Where would you like to see yourself professionally in 10 years?
I’m hoping that over the next 10 years I can help to transform the culture of science at the University – helping us to move towards a more authentic indigenous place of learning (rather than a school for indigenous people). I would like to push for an indigenous science curriculum that acknowledges Hawaiian knowledge and methodology as equivalent to the Western practices. I want to help promote and kokua pipelines for faculty cultural competency training to educate non-local faculty on the history and pono practices of our places. I want to do amazing science that contributes significantly to the advancement of science in a way that honors the mana and ike kupuna of our aina.
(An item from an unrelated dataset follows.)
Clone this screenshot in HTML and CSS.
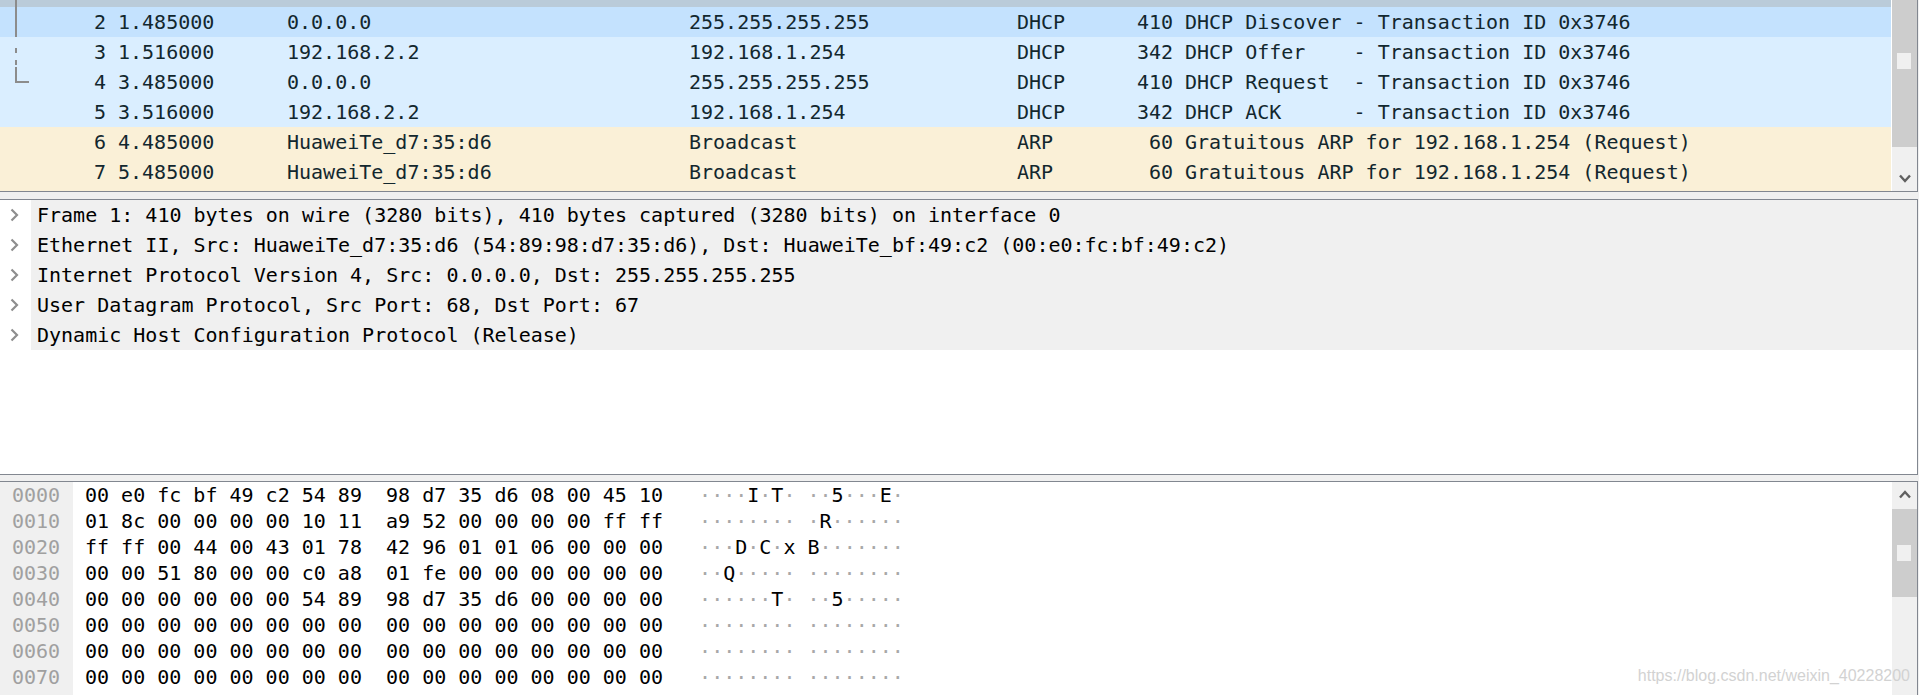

I hope to achieve a tenured position and continue to hooulu haumana through the STEM educational auwai, showing them that STEM is one of our most powerful tools on our voyage to achieve sustainability. I hope that in 10 years I will see some of these students as colleagues, and we will have exponentially grown the number of kanaka in STEM faculty positions. I hope that in 10 years we will have seen transformations in how “science” is perceived in Hawaiian communities. I hope that in 10 years we begin to recognize that science is one of the biggest strengths of our indigenous culture and that we must reclaim it to innovate the practices of our future.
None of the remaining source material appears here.